__What you will do__: Your copy of the material must match it exactly, except that pictures are dropped.

◇ ◇ ◇ ◇ ◇ ◇ ◇

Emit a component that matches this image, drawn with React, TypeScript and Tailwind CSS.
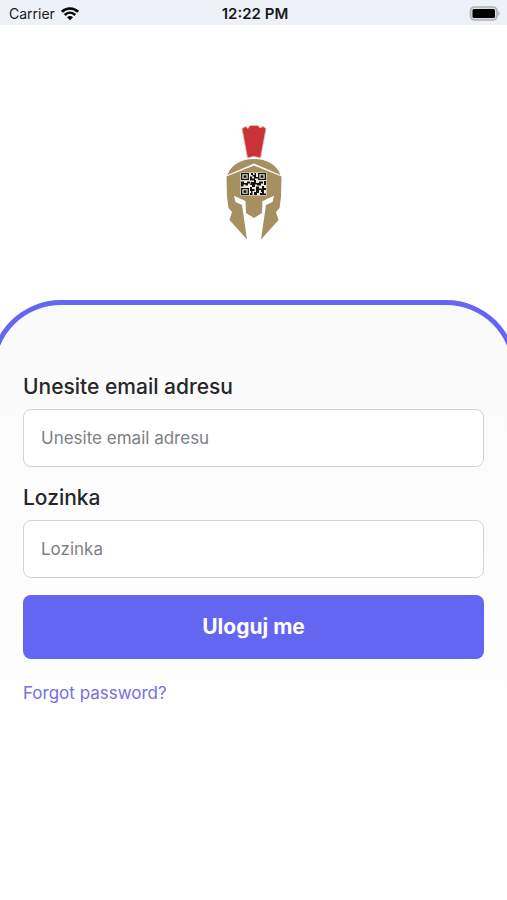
import type { InputHTMLAttributes } from "react";

export default function App() {
  return (
    <div className="flex min-h-screen flex-col overflow-hidden bg-white font-['Inter',sans-serif]">
      <StatusBar />

      <header className="flex justify-center pt-[99px] pb-[59px]">
        <SpartanLogo />
      </header>

      <main className="-mx-2.5 flex-1 rounded-t-[71px] border-x-[5px] border-t-[5px] border-[#6366f1] bg-linear-to-b from-[#fafafa] to-white to-80% px-7 pt-[68px]">
        <form onSubmit={(e) => e.preventDefault()}>
          <Field id="email" type="email" label="Unesite email adresu" />
          <Field id="password" type="password" label="Lozinka" />

          <button
            type="submit"
            className="block h-16 w-full rounded-lg bg-[#6366f1] text-[21px] font-bold text-white"
          >
            Uloguj me
          </button>
        </form>

        <a href="#forgot" className="mt-[22px] inline-block text-[17px] leading-6 text-[#7370e0]">
          Forgot password?
        </a>
      </main>
    </div>
  );
}

function StatusBar() {
  return (
    <div className="grid h-[25px] grid-cols-3 items-center bg-[#eef1f8] pt-0.5 pr-1.5 pl-[9px] text-[14px] leading-5 text-[#18181b]">
      <div className="flex items-center gap-1.5">
        <span>Carrier</span>
        <WifiIcon />
      </div>
      <span className="text-center text-[15px] font-semibold">12:22 PM</span>
      <div className="flex justify-end">
        <BatteryIcon />
      </div>
    </div>
  );
}

interface FieldProps extends InputHTMLAttributes<HTMLInputElement> {
  id: string;
  label: string;
}

function Field({ id, label, ...rest }: FieldProps) {
  return (
    <div className="mb-[17px]">
      <label htmlFor={id} className="mb-2 block text-[21px] leading-7 font-medium text-[#27272a]">
        {label}
      </label>
      <input
        id={id}
        placeholder={label}
        className="block h-[58px] w-full rounded-lg border border-[#d4d4d8] bg-white px-[17px] text-[17px] text-[#27272a] placeholder:text-[#7d8086] outline-none"
        {...rest}
      />
    </div>
  );
}

function WifiIcon() {
  return (
    <svg width="18" height="14" viewBox="0 0 18 14" aria-hidden="true">
      <g fill="none" stroke="#050505" strokeWidth="2.6">
        <path d="M0.9 4.8C5.4 0.3 12.6 0.3 17.1 4.8" />
        <path d="M3.7 8C6.8 5 11.2 5 14.3 8" />
      </g>
      <path d="M6 10.2C7.8 8.7 10.2 8.7 12 10.2L9 13.3Z" fill="#050505" />
    </svg>
  );
}

function BatteryIcon() {
  return (
    <svg width="32" height="15" viewBox="0 0 32 15" aria-hidden="true">
      <rect x="1.500" y="1" width="26.500" height="13" rx="4" fill="#d9dbe0" stroke="#aeb0b5" strokeWidth="1.6" />
      <rect x="3.500" y="3" width="22.500" height="9" rx="1.500" fill="#000" />
      <path d="M29.2 5.2C31.2 5.8 31.2 9.2 29.2 9.8Z" fill="#aeb0b5" />
    </svg>
  );
}

// top-left corners of the three QR finder squares
const QR_FINDERS = [
  [0, 0],
  [17, 0],
  [0, 15],
];

function SpartanLogo() {
  return (
    <svg width="58" height="117" viewBox="0 0 58 117" role="img" aria-label="Spartan helmet">
      <path
        d="M17 4.5L20.5 2.5L23 4.5L25 1.5H33L35 4L38 2.5L41 4.5L35.5 34Q29 31 22.5 34Z"
        fill="#c93236"
        stroke="#eeb5b3"
        strokeWidth="0.8"
      />
      <path d="M2.500 51C6 41 16 35 29 35C42 35 52 41 55.500 51L29 39.500Z" fill="#a68f60" />
      <path
        d="M1.500 52.500L29 41.500L56.500 52.500L56 73L54.500 84L51 88L53.500 96L36 115.500L41 81L47.500 78L49 71.700L37.500 77L37 89L29 94L21 89L20.500 77L9 71.700L10.500 78L17 81L22 115.500L4.500 96L7 88L3.500 84L2 73Z"
        fill="#a68f60"
      />
      <g transform="translate(16 49)">
        <rect x="-0.500" y="-0.500" width="26" height="23" fill="#eeebe5" />
        {QR_FINDERS.map(([x, y]) => (
          <g key={`${x}-${y}`} transform={`translate(${x} ${y})`}>
            <rect x="0.700" y="0.600" width="6.600" height="5.800" fill="none" stroke="#16130f" strokeWidth="1.300" />
            <rect x="2.500" y="2.300" width="3" height="2.500" fill="#16130f" />
          </g>
        ))}
        <path
          d="M10 0h2v2h-2zM13.500 0h1.500v4h2v1.500h-4v-2h-1.500v-1.500h2zM9 3.500h2v2h3v2h-5zM0 8.500h3v1.500h3v-1.500h3v2h-2v2h-2.500v-1h-2v2h-2.500zM10 9h3v-2h2v3h3v-1.500h4v2h-2v2h-4v-1h-2v2.500h-3v-2h-2zM23 8h2v4h-2zM9 14h2v2h2.500v2h-2v4h-2.500v-2h1v-2h-1zM13 19h3v3h-3zM15 13.500h3v2h3v-2.500h2v2h2v2h-2v2h-3v-2h-2v3h-3zM19 20h2v-1h2v1.500h2v1.500h-6z"
          fill="#16130f"
        />
      </g>
    </svg>
  );
}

◇ ◇ ◇ ◇ ◇ ◇ ◇

__Correct response__:
Emit a component that matches this image, drawn with React, TypeScript and Tailwind CSS.
import type { InputHTMLAttributes } from "react";

export default function App() {
  return (
    <div className="flex min-h-screen flex-col overflow-hidden bg-white font-['Inter',sans-serif]">
      <StatusBar />

      <header className="flex justify-center pt-[99px] pb-[59px]">
        <SpartanLogo />
      </header>

      <main className="-mx-2.5 flex-1 rounded-t-[71px] border-x-[5px] border-t-[5px] border-[#6366f1] bg-linear-to-b from-[#fafafa] to-white to-80% px-7 pt-[68px]">
        <form onSubmit={(e) => e.preventDefault()}>
          <Field id="email" type="email" label="Unesite email adresu" />
          <Field id="password" type="password" label="Lozinka" />

          <button
            type="submit"
            className="block h-16 w-full rounded-lg bg-[#6366f1] text-[21px] font-bold text-white"
          >
            Uloguj me
          </button>
        </form>

        <a href="#forgot" className="mt-[22px] inline-block text-[17px] leading-6 text-[#7370e0]">
          Forgot password?
        </a>
      </main>
    </div>
  );
}

function StatusBar() {
  return (
    <div className="grid h-[25px] grid-cols-3 items-center bg-[#eef1f8] pt-0.5 pr-1.5 pl-[9px] text-[14px] leading-5 text-[#18181b]">
      <div className="flex items-center gap-1.5">
        <span>Carrier</span>
        <WifiIcon />
      </div>
      <span className="text-center text-[15px] font-semibold">12:22 PM</span>
      <div className="flex justify-end">
        <BatteryIcon />
      </div>
    </div>
  );
}

interface FieldProps extends InputHTMLAttributes<HTMLInputElement> {
  id: string;
  label: string;
}

function Field({ id, label, ...rest }: FieldProps) {
  return (
    <div className="mb-[17px]">
      <label htmlFor={id} className="mb-2 block text-[21px] leading-7 font-medium text-[#27272a]">
        {label}
      </label>
      <input
        id={id}
        placeholder={label}
        className="block h-[58px] w-full rounded-lg border border-[#d4d4d8] bg-white px-[17px] text-[17px] text-[#27272a] placeholder:text-[#7d8086] outline-none"
        {...rest}
      />
    </div>
  );
}

function WifiIcon() {
  return (
    <svg width="18" height="14" viewBox="0 0 18 14" aria-hidden="true">
      <g fill="none" stroke="#050505" strokeWidth="2.6">
        <path d="M0.9 4.8C5.4 0.3 12.6 0.3 17.1 4.8" />
        <path d="M3.7 8C6.8 5 11.2 5 14.3 8" />
      </g>
      <path d="M6 10.2C7.8 8.7 10.2 8.7 12 10.2L9 13.3Z" fill="#050505" />
    </svg>
  );
}

function BatteryIcon() {
  return (
    <svg width="32" height="15" viewBox="0 0 32 15" aria-hidden="true">
      <rect x="1.500" y="1" width="26.500" height="13" rx="4" fill="#d9dbe0" stroke="#aeb0b5" strokeWidth="1.6" />
      <rect x="3.500" y="3" width="22.500" height="9" rx="1.500" fill="#000" />
      <path d="M29.2 5.2C31.2 5.8 31.2 9.2 29.2 9.8Z" fill="#aeb0b5" />
    </svg>
  );
}

// top-left corners of the three QR finder squares
const QR_FINDERS = [
  [0, 0],
  [17, 0],
  [0, 15],
];

function SpartanLogo() {
  return (
    <svg width="58" height="117" viewBox="0 0 58 117" role="img" aria-label="Spartan helmet">
      <path
        d="M17 4.5L20.5 2.5L23 4.5L25 1.5H33L35 4L38 2.5L41 4.5L35.5 34Q29 31 22.5 34Z"
        fill="#c93236"
        stroke="#eeb5b3"
        strokeWidth="0.8"
      />
      <path d="M2.500 51C6 41 16 35 29 35C42 35 52 41 55.500 51L29 39.500Z" fill="#a68f60" />
      <path
        d="M1.500 52.500L29 41.500L56.500 52.500L56 73L54.500 84L51 88L53.500 96L36 115.500L41 81L47.500 78L49 71.700L37.500 77L37 89L29 94L21 89L20.500 77L9 71.700L10.500 78L17 81L22 115.500L4.500 96L7 88L3.500 84L2 73Z"
        fill="#a68f60"
      />
      <g transform="translate(16 49)">
        <rect x="-0.500" y="-0.500" width="26" height="23" fill="#eeebe5" />
        {QR_FINDERS.map(([x, y]) => (
          <g key={`${x}-${y}`} transform={`translate(${x} ${y})`}>
            <rect x="0.700" y="0.600" width="6.600" height="5.800" fill="none" stroke="#16130f" strokeWidth="1.300" />
            <rect x="2.500" y="2.300" width="3" height="2.500" fill="#16130f" />
          </g>
        ))}
        <path
          d="M10 0h2v2h-2zM13.500 0h1.500v4h2v1.500h-4v-2h-1.500v-1.500h2zM9 3.500h2v2h3v2h-5zM0 8.500h3v1.500h3v-1.500h3v2h-2v2h-2.500v-1h-2v2h-2.500zM10 9h3v-2h2v3h3v-1.500h4v2h-2v2h-4v-1h-2v2.500h-3v-2h-2zM23 8h2v4h-2zM9 14h2v2h2.500v2h-2v4h-2.500v-2h1v-2h-1zM13 19h3v3h-3zM15 13.500h3v2h3v-2.500h2v2h2v2h-2v2h-3v-2h-2v3h-3zM19 20h2v-1h2v1.500h2v1.500h-6z"
          fill="#16130f"
        />
      </g>
    </svg>
  );
}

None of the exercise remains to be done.